** Start Records **

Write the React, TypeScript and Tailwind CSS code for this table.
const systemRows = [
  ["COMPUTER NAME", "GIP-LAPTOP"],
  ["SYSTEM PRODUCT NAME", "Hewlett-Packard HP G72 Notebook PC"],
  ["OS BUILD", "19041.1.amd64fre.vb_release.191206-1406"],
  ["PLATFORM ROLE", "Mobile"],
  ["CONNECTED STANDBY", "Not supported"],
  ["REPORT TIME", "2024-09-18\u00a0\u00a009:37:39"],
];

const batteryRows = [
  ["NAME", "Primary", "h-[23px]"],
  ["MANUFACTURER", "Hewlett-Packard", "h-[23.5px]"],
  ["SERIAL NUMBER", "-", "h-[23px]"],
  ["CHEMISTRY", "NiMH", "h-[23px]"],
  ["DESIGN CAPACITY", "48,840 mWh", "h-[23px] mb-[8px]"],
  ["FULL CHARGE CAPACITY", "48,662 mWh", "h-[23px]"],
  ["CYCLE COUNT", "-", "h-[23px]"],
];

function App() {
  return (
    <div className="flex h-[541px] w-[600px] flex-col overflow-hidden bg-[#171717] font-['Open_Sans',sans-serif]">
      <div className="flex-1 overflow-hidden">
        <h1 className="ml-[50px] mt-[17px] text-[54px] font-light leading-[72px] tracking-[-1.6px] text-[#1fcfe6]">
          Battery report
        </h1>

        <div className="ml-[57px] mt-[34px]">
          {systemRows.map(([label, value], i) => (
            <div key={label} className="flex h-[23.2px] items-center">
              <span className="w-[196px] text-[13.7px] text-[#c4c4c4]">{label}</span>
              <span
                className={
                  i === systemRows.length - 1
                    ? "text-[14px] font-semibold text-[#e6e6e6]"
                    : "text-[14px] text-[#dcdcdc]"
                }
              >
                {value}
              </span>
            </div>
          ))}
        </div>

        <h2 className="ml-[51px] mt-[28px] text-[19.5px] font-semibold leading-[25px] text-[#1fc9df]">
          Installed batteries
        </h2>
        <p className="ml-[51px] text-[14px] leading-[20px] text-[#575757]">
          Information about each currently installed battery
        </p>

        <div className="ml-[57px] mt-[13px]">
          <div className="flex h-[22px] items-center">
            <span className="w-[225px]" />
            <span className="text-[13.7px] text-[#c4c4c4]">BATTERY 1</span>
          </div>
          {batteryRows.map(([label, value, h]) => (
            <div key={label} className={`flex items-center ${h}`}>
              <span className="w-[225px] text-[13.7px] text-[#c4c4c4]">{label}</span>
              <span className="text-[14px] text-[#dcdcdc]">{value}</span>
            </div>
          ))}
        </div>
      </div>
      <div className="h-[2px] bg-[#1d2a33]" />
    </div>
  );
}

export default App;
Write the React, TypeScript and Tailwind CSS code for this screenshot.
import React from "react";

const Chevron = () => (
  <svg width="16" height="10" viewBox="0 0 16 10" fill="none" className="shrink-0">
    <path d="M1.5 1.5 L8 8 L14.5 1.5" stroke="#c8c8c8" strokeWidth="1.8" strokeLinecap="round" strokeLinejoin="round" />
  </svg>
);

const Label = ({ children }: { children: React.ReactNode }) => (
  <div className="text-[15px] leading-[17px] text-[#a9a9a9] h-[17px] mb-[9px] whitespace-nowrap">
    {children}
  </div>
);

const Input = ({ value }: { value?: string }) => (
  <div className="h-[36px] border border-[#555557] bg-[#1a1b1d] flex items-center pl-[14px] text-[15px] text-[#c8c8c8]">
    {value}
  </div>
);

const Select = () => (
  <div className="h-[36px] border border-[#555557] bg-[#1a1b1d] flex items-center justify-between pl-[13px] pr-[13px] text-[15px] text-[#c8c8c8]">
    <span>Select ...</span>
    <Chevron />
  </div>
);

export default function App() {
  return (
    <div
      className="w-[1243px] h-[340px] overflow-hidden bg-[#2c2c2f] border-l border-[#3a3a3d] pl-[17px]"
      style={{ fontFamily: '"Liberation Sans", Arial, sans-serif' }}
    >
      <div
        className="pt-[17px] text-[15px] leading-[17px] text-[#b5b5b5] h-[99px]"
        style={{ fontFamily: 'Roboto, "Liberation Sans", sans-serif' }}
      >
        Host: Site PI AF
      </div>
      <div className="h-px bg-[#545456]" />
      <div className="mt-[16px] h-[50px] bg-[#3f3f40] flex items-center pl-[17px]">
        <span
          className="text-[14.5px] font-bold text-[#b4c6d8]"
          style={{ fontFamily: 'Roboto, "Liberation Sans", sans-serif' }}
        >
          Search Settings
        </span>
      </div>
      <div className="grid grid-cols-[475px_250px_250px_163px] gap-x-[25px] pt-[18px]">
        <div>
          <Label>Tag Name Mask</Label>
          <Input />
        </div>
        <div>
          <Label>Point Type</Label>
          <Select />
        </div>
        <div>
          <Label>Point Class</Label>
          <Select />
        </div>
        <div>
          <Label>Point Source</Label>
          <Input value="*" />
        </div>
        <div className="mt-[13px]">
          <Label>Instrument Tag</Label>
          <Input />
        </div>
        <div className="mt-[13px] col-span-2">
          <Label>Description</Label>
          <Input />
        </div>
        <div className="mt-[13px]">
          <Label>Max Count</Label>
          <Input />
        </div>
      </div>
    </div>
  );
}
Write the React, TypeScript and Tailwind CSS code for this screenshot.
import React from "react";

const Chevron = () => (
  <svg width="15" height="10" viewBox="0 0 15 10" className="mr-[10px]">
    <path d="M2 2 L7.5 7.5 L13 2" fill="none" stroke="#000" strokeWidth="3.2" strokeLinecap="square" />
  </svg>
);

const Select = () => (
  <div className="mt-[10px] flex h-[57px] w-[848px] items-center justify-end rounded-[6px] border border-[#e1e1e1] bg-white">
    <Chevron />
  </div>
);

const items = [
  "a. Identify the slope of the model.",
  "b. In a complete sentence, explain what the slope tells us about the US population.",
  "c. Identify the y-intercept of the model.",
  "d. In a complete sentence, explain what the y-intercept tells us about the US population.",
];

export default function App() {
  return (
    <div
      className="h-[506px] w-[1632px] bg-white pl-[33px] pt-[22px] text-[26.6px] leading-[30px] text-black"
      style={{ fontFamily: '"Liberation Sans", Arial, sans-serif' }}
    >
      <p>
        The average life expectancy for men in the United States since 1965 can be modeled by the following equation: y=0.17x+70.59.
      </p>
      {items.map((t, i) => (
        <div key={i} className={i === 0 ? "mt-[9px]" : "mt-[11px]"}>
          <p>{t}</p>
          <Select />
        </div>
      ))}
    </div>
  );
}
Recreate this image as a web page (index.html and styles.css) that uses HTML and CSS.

** End Records **

== Exercise aim ==
Transcribe the full listing above without leaving anything out.

== Output for this exercise ==
Write the React, TypeScript and Tailwind CSS code for this table.
const systemRows = [
  ["COMPUTER NAME", "GIP-LAPTOP"],
  ["SYSTEM PRODUCT NAME", "Hewlett-Packard HP G72 Notebook PC"],
  ["OS BUILD", "19041.1.amd64fre.vb_release.191206-1406"],
  ["PLATFORM ROLE", "Mobile"],
  ["CONNECTED STANDBY", "Not supported"],
  ["REPORT TIME", "2024-09-18\u00a0\u00a009:37:39"],
];

const batteryRows = [
  ["NAME", "Primary", "h-[23px]"],
  ["MANUFACTURER", "Hewlett-Packard", "h-[23.5px]"],
  ["SERIAL NUMBER", "-", "h-[23px]"],
  ["CHEMISTRY", "NiMH", "h-[23px]"],
  ["DESIGN CAPACITY", "48,840 mWh", "h-[23px] mb-[8px]"],
  ["FULL CHARGE CAPACITY", "48,662 mWh", "h-[23px]"],
  ["CYCLE COUNT", "-", "h-[23px]"],
];

function App() {
  return (
    <div className="flex h-[541px] w-[600px] flex-col overflow-hidden bg-[#171717] font-['Open_Sans',sans-serif]">
      <div className="flex-1 overflow-hidden">
        <h1 className="ml-[50px] mt-[17px] text-[54px] font-light leading-[72px] tracking-[-1.6px] text-[#1fcfe6]">
          Battery report
        </h1>

        <div className="ml-[57px] mt-[34px]">
          {systemRows.map(([label, value], i) => (
            <div key={label} className="flex h-[23.2px] items-center">
              <span className="w-[196px] text-[13.7px] text-[#c4c4c4]">{label}</span>
              <span
                className={
                  i === systemRows.length - 1
                    ? "text-[14px] font-semibold text-[#e6e6e6]"
                    : "text-[14px] text-[#dcdcdc]"
                }
              >
                {value}
              </span>
            </div>
          ))}
        </div>

        <h2 className="ml-[51px] mt-[28px] text-[19.5px] font-semibold leading-[25px] text-[#1fc9df]">
          Installed batteries
        </h2>
        <p className="ml-[51px] text-[14px] leading-[20px] text-[#575757]">
          Information about each currently installed battery
        </p>

        <div className="ml-[57px] mt-[13px]">
          <div className="flex h-[22px] items-center">
            <span className="w-[225px]" />
            <span className="text-[13.7px] text-[#c4c4c4]">BATTERY 1</span>
          </div>
          {batteryRows.map(([label, value, h]) => (
            <div key={label} className={`flex items-center ${h}`}>
              <span className="w-[225px] text-[13.7px] text-[#c4c4c4]">{label}</span>
              <span className="text-[14px] text-[#dcdcdc]">{value}</span>
            </div>
          ))}
        </div>
      </div>
      <div className="h-[2px] bg-[#1d2a33]" />
    </div>
  );
}

export default App;
Write the React, TypeScript and Tailwind CSS code for this screenshot.
import React from "react";

const Chevron = () => (
  <svg width="16" height="10" viewBox="0 0 16 10" fill="none" className="shrink-0">
    <path d="M1.5 1.5 L8 8 L14.5 1.5" stroke="#c8c8c8" strokeWidth="1.8" strokeLinecap="round" strokeLinejoin="round" />
  </svg>
);

const Label = ({ children }: { children: React.ReactNode }) => (
  <div className="text-[15px] leading-[17px] text-[#a9a9a9] h-[17px] mb-[9px] whitespace-nowrap">
    {children}
  </div>
);

const Input = ({ value }: { value?: string }) => (
  <div className="h-[36px] border border-[#555557] bg-[#1a1b1d] flex items-center pl-[14px] text-[15px] text-[#c8c8c8]">
    {value}
  </div>
);

const Select = () => (
  <div className="h-[36px] border border-[#555557] bg-[#1a1b1d] flex items-center justify-between pl-[13px] pr-[13px] text-[15px] text-[#c8c8c8]">
    <span>Select ...</span>
    <Chevron />
  </div>
);

export default function App() {
  return (
    <div
      className="w-[1243px] h-[340px] overflow-hidden bg-[#2c2c2f] border-l border-[#3a3a3d] pl-[17px]"
      style={{ fontFamily: '"Liberation Sans", Arial, sans-serif' }}
    >
      <div
        className="pt-[17px] text-[15px] leading-[17px] text-[#b5b5b5] h-[99px]"
        style={{ fontFamily: 'Roboto, "Liberation Sans", sans-serif' }}
      >
        Host: Site PI AF
      </div>
      <div className="h-px bg-[#545456]" />
      <div className="mt-[16px] h-[50px] bg-[#3f3f40] flex items-center pl-[17px]">
        <span
          className="text-[14.5px] font-bold text-[#b4c6d8]"
          style={{ fontFamily: 'Roboto, "Liberation Sans", sans-serif' }}
        >
          Search Settings
        </span>
      </div>
      <div className="grid grid-cols-[475px_250px_250px_163px] gap-x-[25px] pt-[18px]">
        <div>
          <Label>Tag Name Mask</Label>
          <Input />
        </div>
        <div>
          <Label>Point Type</Label>
          <Select />
        </div>
        <div>
          <Label>Point Class</Label>
          <Select />
        </div>
        <div>
          <Label>Point Source</Label>
          <Input value="*" />
        </div>
        <div className="mt-[13px]">
          <Label>Instrument Tag</Label>
          <Input />
        </div>
        <div className="mt-[13px] col-span-2">
          <Label>Description</Label>
          <Input />
        </div>
        <div className="mt-[13px]">
          <Label>Max Count</Label>
          <Input />
        </div>
      </div>
    </div>
  );
}
Write the React, TypeScript and Tailwind CSS code for this screenshot.
import React from "react";

const Chevron = () => (
  <svg width="15" height="10" viewBox="0 0 15 10" className="mr-[10px]">
    <path d="M2 2 L7.5 7.5 L13 2" fill="none" stroke="#000" strokeWidth="3.2" strokeLinecap="square" />
  </svg>
);

const Select = () => (
  <div className="mt-[10px] flex h-[57px] w-[848px] items-center justify-end rounded-[6px] border border-[#e1e1e1] bg-white">
    <Chevron />
  </div>
);

const items = [
  "a. Identify the slope of the model.",
  "b. In a complete sentence, explain what the slope tells us about the US population.",
  "c. Identify the y-intercept of the model.",
  "d. In a complete sentence, explain what the y-intercept tells us about the US population.",
];

export default function App() {
  return (
    <div
      className="h-[506px] w-[1632px] bg-white pl-[33px] pt-[22px] text-[26.6px] leading-[30px] text-black"
      style={{ fontFamily: '"Liberation Sans", Arial, sans-serif' }}
    >
      <p>
        The average life expectancy for men in the United States since 1965 can be modeled by the following equation: y=0.17x+70.59.
      </p>
      {items.map((t, i) => (
        <div key={i} className={i === 0 ? "mt-[9px]" : "mt-[11px]"}>
          <p>{t}</p>
          <Select />
        </div>
      ))}
    </div>
  );
}
Recreate this image as a web page (index.html and styles.css) that uses HTML and CSS.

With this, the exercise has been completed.